According to the New York Times, the operation targeted "brokers" who made huge profits by recruiting foreign students, primarily from China and India, to "attend" institutions that do not provide real coursework, but instead just process student visas for a profit.
Foreign students get sucked in from abroad, luring students with gaudy websites to shoddy campuses that often do not offer accredited degrees. They may offer "internships," which are really low-level jobs that lead to nowhere.
"They did not know, nor did they care one whit, as to the students who were coming in what purposes they came into the country for and if they had any ill intent," said ICE Director Sarah Saldaña at Tuesday's press conference, as reported by ABC.
One of the more notorious "visa mill" cases involved a "school" in California. The San Jose Mercury News tells the story of Prasanth Goinaka, who traveled from India to attend a business school in the techy Bay Area, only to find that he was being sent to Oklahoma for an "internship" running a cash register at a gas station. He was subsequently murdered in a robbery, sparking outrage in his home country.
Some visa mills offer no education at all, simply rubber stamping visa applications for profit, allowing "students" to stay illegally in the country without attending school.
CBS SF Bay Area interviewed Lou Farrell, head of Homeland Security’s Student and Exchange Visitors Program (SEVP), who said that Immigration and Customs Enforcement (ICE) is cracking down. In the past few months, they have made multiple arrests, and the former president of Tri-Valley University in the Bay Area was sentenced to 16 years in prison.

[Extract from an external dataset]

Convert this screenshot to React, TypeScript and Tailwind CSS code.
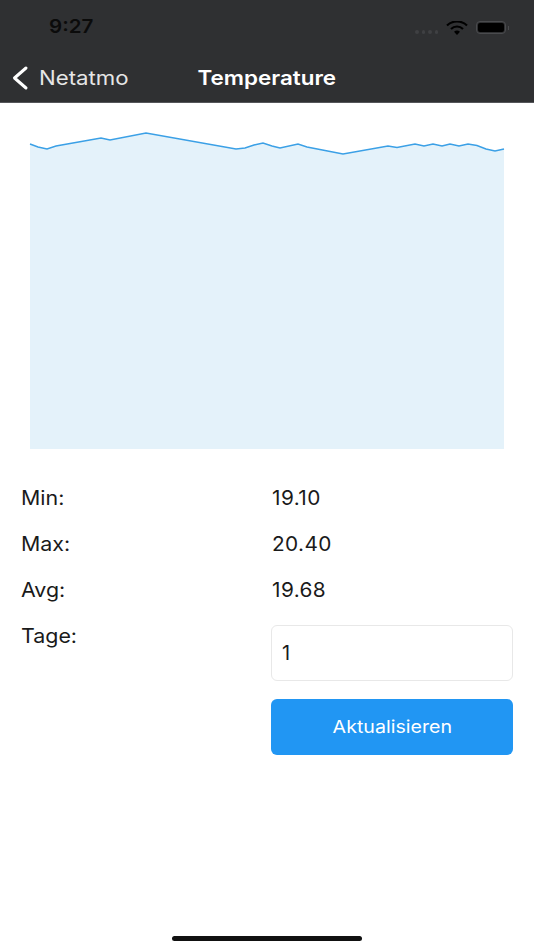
import React from 'react';

const points: [number, number][] = [
  [0, 16], [8, 19], [17, 21], [26, 18], [71, 10], [80, 12], [116, 5], [206, 21], [215, 20], [224, 17],
  [233, 15], [242, 18], [250, 20], [268, 16], [277, 19], [313, 26], [358, 18], [367, 19.5], [385, 16],
  [394, 18], [403, 16], [412, 18], [420, 16], [429, 18], [438, 16], [447, 17.5], [456, 21], [465, 23], [474, 21],
];

const line = points.map(([x, y]) => `${x},${y}`).join(' ');

const StatRow = ({ label, value }: { label: string; value: string }) => (
  <div className="flex h-[46px] items-center">
    <div className="w-[251px]">
      <span className="inline-block origin-left scale-x-[1.07]">{label}</span>
    </div>
    <div>
      <span className="inline-block origin-left scale-x-[1.04] tracking-[0.4px]">{value}</span>
    </div>
  </div>
);

export default function App() {
  return (
    <div className="flex h-[950px] w-[534px] flex-col overflow-hidden bg-white font-['Inter',sans-serif] text-[20px] text-[#1a1a1a]">
      {/* Status + nav bar */}
      <div className="h-[103px] shrink-0 border-b border-[#55565a] bg-[#2f3032]">
        <div className="flex h-[55px] items-center justify-between pl-[49px] pr-[25px]">
          <span className="inline-block origin-left scale-x-[1.08] text-[19px] font-semibold text-[#0b0b0b]">9:27</span>
          <div className="flex items-center gap-[8px]">
            <div className="mt-[9px] flex gap-[3px]">
              <span className="h-[3.5px] w-[3.5px] rounded-full bg-[#3f4043]" />
              <span className="h-[3.5px] w-[3.5px] rounded-full bg-[#3f4043]" />
              <span className="h-[3.5px] w-[3.5px] rounded-full bg-[#3f4043]" />
              <span className="h-[3.5px] w-[3.5px] rounded-full bg-[#3f4043]" />
            </div>
            <svg width="22" height="14" viewBox="0 0 22 14">
              <path d="M1 4.5 A14.5 14.5 0 0 1 21 4.5" fill="none" stroke="#000" strokeWidth="2.2" />
              <path d="M5 8 A8.5 8.5 0 0 1 17 8" fill="none" stroke="#000" strokeWidth="2.2" />
              <path d="M8 10.8 L11 14 L14 10.8 A4.5 4.5 0 0 0 8 10.8 Z" fill="#000" />
            </svg>
            <div className="flex items-center">
              <div className="flex h-[13px] w-[30px] items-center justify-center rounded-[4px] border border-[#4a4b4e]">
                <div className="h-[9px] w-[26px] rounded-[2px] bg-black" />
              </div>
              <div className="ml-[2px] h-[4px] w-[1px] bg-[#4a4b4e]" />
            </div>
          </div>
        </div>
        <div className="relative flex h-[47px] items-center pb-[2px]">
          <svg width="18" height="26" viewBox="0 0 18 26" className="ml-[11px]">
            <path d="M15 3 L3.5 13 L15 23" fill="none" stroke="#fff" strokeWidth="3" strokeLinecap="round" strokeLinejoin="round" />
          </svg>
          <span className="ml-[10px] inline-block origin-left scale-x-[1.11] text-[#e6e6e6]">Netatmo</span>
          <span className="absolute left-0 right-0 text-center">
            <span className="inline-block scale-x-[1.12] font-semibold text-white">Temperature</span>
          </span>
        </div>
      </div>

      {/* Chart */}
      <div className="pl-[30px] pt-[25px]">
        <svg width="474" height="321" viewBox="0 0 474 321" className="block overflow-visible">
          <polygon points={`0,321 ${line} 474,321`} fill="#e4f2fa" />
          <polyline points={line} fill="none" stroke="#3ba0e6" strokeWidth="1.5" />
        </svg>
      </div>

      {/* Stats */}
      <div className="pl-[21px] pt-[26px]">
        <StatRow label="Min:" value="19.10" />
        <StatRow label="Max:" value="20.40" />
        <StatRow label="Avg:" value="19.68" />
        <div className="mt-[12px] flex">
          <div className="w-[250px] leading-[22px]">
            <span className="inline-block origin-left scale-x-[1.07]">Tage:</span>
          </div>
          <div className="flex w-[242px] flex-col gap-[18px]">
            <div className="flex h-[56px] items-center rounded-[6px] border border-[#e8e8e8] pl-[10px]">1</div>
            <button className="h-[56px] rounded-[6px] bg-[#2196f3] text-[17.5px] text-white">
              <span className="inline-block scale-x-[1.12]">Aktualisieren</span>
            </button>
          </div>
        </div>
      </div>

      {/* Home indicator */}
      <div className="mt-auto flex justify-center pb-[9px]">
        <div className="h-[5px] w-[190px] rounded-full bg-[#111]" />
      </div>
    </div>
  );
}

“Any time you have a system that allows opportunities for students and criminal organizations to exploit it, they will,” Farrell told KPIX 5, the local CBS affiliate.
CBS SF Bay Area also interviewed Tim Kane at Stanford's Hoover Institute, who said that one of the 9/11 attackers was in the U.S. on an expired student visa.
“Terrorists aren’t going to go to Mexico and sneak across the border," Kane said. "They are going to get a legal visa. And what is the easiest legal visa they can get? It’s probably the F-1 student visa.”